Single by Brett Kissel

from the album Started with a Song
- Released: June 17, 2013
- Genre: Country
- Length: 4:18
- Label: Warner Music Canada
- Songwriter(s): Brett Kissel, Craig Wiseman

Brett Kissel singles chronology
|  | "Started with a Song" (2013) | "Raise Your Glass" (2013) |

= Started with a Song (song) =

"Started with a Song" is a song recorded by Canadian country music artist Brett Kissel. It was released in June 2013 as the first single from his major label debut album, Started with a Song.
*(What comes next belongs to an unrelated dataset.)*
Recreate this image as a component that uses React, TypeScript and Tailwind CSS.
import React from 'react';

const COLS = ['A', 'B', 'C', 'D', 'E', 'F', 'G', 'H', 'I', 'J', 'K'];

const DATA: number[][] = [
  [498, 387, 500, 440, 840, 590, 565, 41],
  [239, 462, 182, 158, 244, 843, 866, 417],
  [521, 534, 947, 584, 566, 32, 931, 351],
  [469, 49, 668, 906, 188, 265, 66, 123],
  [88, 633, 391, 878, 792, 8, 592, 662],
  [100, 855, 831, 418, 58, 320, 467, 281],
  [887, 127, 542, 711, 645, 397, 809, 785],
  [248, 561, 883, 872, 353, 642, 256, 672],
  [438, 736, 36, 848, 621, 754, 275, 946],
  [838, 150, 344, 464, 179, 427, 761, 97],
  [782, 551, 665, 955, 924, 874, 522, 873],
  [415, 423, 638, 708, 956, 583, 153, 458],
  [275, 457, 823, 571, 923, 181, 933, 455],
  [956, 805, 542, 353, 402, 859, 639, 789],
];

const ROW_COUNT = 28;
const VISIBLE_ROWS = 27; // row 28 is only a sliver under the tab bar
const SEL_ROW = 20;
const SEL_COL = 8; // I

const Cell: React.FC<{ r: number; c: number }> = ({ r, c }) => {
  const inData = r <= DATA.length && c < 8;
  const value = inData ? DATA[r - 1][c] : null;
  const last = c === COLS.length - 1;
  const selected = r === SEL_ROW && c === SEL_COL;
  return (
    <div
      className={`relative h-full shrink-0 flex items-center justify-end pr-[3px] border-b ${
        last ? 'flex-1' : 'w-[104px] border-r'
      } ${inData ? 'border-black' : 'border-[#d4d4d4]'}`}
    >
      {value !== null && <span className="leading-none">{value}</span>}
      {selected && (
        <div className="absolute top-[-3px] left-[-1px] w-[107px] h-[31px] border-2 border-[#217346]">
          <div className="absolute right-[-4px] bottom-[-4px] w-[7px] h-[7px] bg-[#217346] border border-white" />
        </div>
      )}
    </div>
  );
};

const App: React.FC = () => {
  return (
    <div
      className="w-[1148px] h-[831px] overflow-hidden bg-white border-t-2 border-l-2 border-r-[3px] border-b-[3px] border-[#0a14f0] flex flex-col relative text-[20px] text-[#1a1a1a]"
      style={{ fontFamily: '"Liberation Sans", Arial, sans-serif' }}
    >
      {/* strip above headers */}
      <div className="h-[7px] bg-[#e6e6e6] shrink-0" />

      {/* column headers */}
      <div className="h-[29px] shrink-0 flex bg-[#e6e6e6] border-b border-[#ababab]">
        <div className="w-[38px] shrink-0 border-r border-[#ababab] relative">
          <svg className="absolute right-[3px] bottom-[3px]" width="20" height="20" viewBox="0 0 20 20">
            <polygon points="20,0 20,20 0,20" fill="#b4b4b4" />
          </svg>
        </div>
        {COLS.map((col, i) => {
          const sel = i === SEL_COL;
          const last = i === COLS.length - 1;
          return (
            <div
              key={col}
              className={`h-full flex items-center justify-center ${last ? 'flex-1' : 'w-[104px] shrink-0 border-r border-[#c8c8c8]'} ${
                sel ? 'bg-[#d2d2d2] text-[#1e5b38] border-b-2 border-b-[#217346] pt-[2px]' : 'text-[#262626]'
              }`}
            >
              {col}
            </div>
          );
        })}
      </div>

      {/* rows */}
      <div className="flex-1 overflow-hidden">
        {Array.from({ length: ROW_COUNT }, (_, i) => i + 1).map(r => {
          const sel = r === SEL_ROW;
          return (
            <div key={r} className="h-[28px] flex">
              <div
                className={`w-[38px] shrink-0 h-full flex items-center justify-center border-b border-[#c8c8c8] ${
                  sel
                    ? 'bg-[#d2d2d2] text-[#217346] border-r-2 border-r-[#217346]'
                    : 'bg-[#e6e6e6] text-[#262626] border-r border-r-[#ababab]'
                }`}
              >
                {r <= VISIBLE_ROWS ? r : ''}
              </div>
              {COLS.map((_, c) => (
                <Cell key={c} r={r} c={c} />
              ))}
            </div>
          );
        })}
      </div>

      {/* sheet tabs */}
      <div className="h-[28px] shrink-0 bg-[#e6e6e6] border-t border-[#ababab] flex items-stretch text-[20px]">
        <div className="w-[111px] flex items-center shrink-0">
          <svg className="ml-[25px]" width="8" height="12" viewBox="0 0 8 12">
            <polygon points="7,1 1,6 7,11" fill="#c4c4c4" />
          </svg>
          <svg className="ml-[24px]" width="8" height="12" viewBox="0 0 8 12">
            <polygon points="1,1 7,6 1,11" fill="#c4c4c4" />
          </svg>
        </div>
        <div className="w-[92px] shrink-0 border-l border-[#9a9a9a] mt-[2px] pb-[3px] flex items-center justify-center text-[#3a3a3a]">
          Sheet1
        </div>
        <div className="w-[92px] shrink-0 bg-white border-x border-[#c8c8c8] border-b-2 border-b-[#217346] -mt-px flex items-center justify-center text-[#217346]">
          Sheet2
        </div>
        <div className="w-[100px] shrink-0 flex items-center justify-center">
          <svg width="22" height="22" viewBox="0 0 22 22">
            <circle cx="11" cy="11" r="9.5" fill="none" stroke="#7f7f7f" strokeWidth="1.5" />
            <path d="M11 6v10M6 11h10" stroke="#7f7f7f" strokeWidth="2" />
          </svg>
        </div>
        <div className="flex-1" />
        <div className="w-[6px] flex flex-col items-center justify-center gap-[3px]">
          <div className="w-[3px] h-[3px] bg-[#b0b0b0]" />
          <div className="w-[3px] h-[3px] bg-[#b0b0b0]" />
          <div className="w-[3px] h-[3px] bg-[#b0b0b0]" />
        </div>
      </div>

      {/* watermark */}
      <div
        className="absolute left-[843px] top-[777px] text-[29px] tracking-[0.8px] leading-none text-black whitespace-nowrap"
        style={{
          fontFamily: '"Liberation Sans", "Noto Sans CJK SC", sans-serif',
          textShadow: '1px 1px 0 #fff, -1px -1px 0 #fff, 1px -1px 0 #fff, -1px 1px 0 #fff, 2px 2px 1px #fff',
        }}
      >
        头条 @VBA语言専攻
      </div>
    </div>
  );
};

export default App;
It became the most added song at Canadian country radio in its first week, surpassing a record set by Taylor Swift's "We Are Never Ever Getting Back Together".

==Music video==
The music video was directed by Margaret Malandruccolo and premiered in June 2013.

==Chart performance==
"Started with a Song" debuted at number 87 on the Canadian Hot 100 for the week of July 27, 2013.

| Chart (2013) | Peak position |
|---|---|
| Canada (Canadian Hot 100) | 58 |
| Canada Country (Billboard) | 3 |

==Certifications==

| Region | Certification | Certified units/sales |
| Canada (Music Canada) | Gold | 40,000^{‡} |
^{‡} Sales+streaming figures based on certification alone.